Wishing you a speedy recovery Julie hope that the chemo has not been to unkind to you and that the radio also is not too bad for you. Take good care of yourself and I will post on Monday or Tuesday after I see the consultant for full results.
Luvnhugs Carolexxx

Hi curlycat60

If you would like to talk to someone outside of your family about how you feel at the moment please don’t hesitate to use the Breast Cancer Care helpline. Here you are able to talk to someone in confidence about your fears and concerns and the team on the helpline are happy to talk to you and just be a listening ear if you feel you want to offload. BCC are here to support you so please use us if it will help. The helpline is open Monday to Friday 9am to 5pm and Saturdays 9am to 2pm. The number is free phone 0808 800 6000.

Kind regards

Katie
Moderator
Breast Cancer Care

Thank you Katie

I will do that later on today, just going to have a bath with some lavendar oil to try to calm myself.

xxxxCarolexxxx

Hi Carole

I had mastectomy on 18th Sept and now recoverying well. I agree with Julie the first two weeks after dx are worst and I like you within 4 days felt my body was riddled with cancer. I wrote down all my worries and any questions I had and took them to meeting with consultant, some of the questions may have seemed small and silly but nobody minded and answers were given. I also kept talking to my hubby and friends who were positive and supportive.It sounds you have fantastic support from your family. I agree making yourself feel good helps too before and after op. My daughter and I went out shopping for pretty pyjamas etc which helped. No harm in crying I balled my eyes out then put on public face.

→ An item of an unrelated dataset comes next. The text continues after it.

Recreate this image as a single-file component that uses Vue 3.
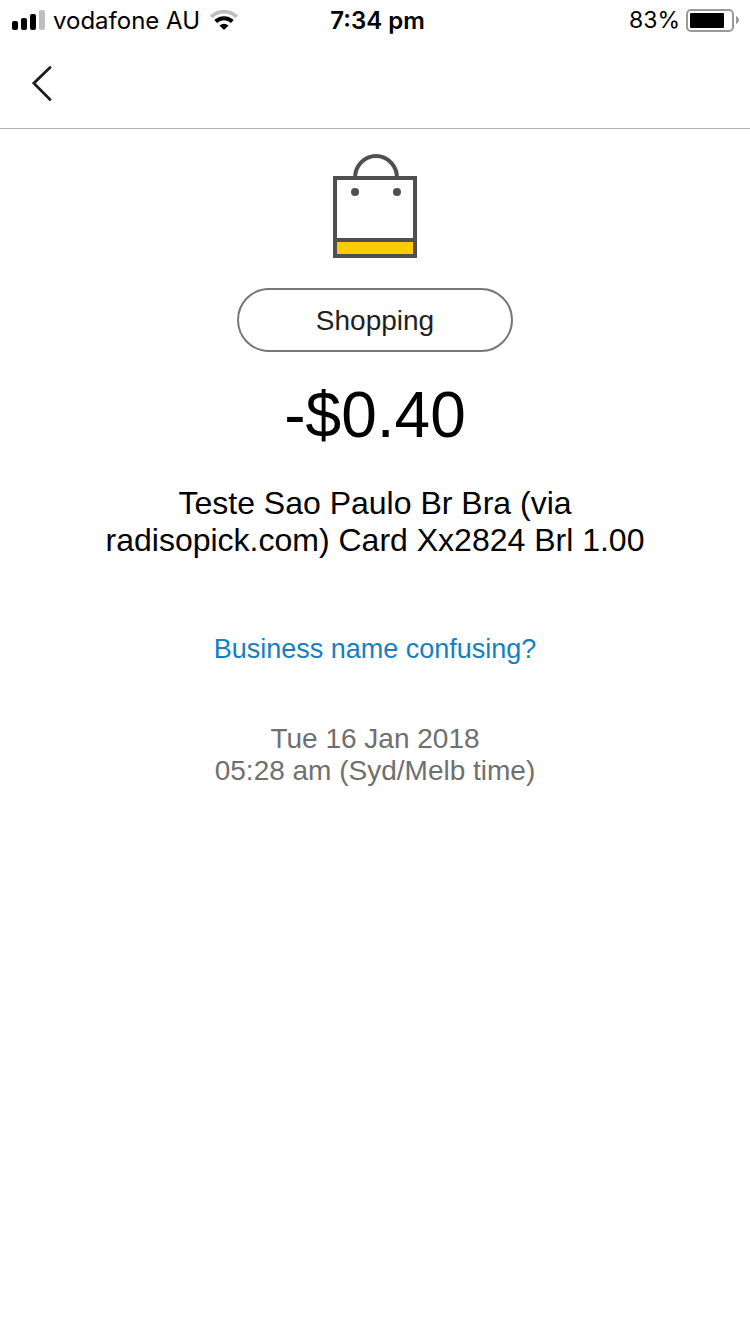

Good luck on 5th I will be thinking of you, take care. Here’s wishing you a speedy recovery.

Linda x

Hi Carole,

I too wanted to say that it does get better once things get moving. I found it so hard telling family and other half…especially when i was told they were 99% certain mine was just a Fibroadenoma. I hadnt told them i was going to the hospital, my thought process was if its nothing I will have put them through hell for nothing…! Unfort i was dx with C and all i could think of was im due to turn 31 and ive got C!!..everything you could think of i thought of solidly for days after and was an emotional mess…Im a little like you, I keep telling my family im fine and most of the time I am however everyone gets low moments, sad moments & moments when you cant even understand your own thoughts!! Thats when I come on here as the ladies on here are wonderfully supportive no matter what.

Everytime I do get sad though I have a wonderfully supportive other half for cuddles and reassurance.

Im due my 5th chemo next Wed, having had a lumpectomy. I will have Radiotherapy after 6 chemos and maybe hormone treatment afterwards but I remember everything right from the start on how scared I was and beleive me, once things get started you do find inner strength from somewhere to ride this emotional rollercoaster and things will get easier. Each stage of this journey is a hurdle and we are all here to help you get over them.

Please let u know how you are next week after seeing the consultant.

Best Wishes and sending a big hug.

Lynne.x

Thanks Ladies xx

Feeling a bit better now, my bezzy mate left about half an hour ago. I too had thought last Tuesday that this was nothing and had not told a soul so went thru it all on my own. I do have great support in my love, my family and close friends for which I am so grateful. Just answered the phone there and it was my Dad. Going to try and have a doze as am only managing a couple of hours sleep at night and I am exhausted.

Wishing you all the very best,
Luvnhugs Carolexxx

Me again

Just got a call from my BC nurse and she tells me it is around 48mm sounds pretty bad to me anybody else have that size? What was your outcome?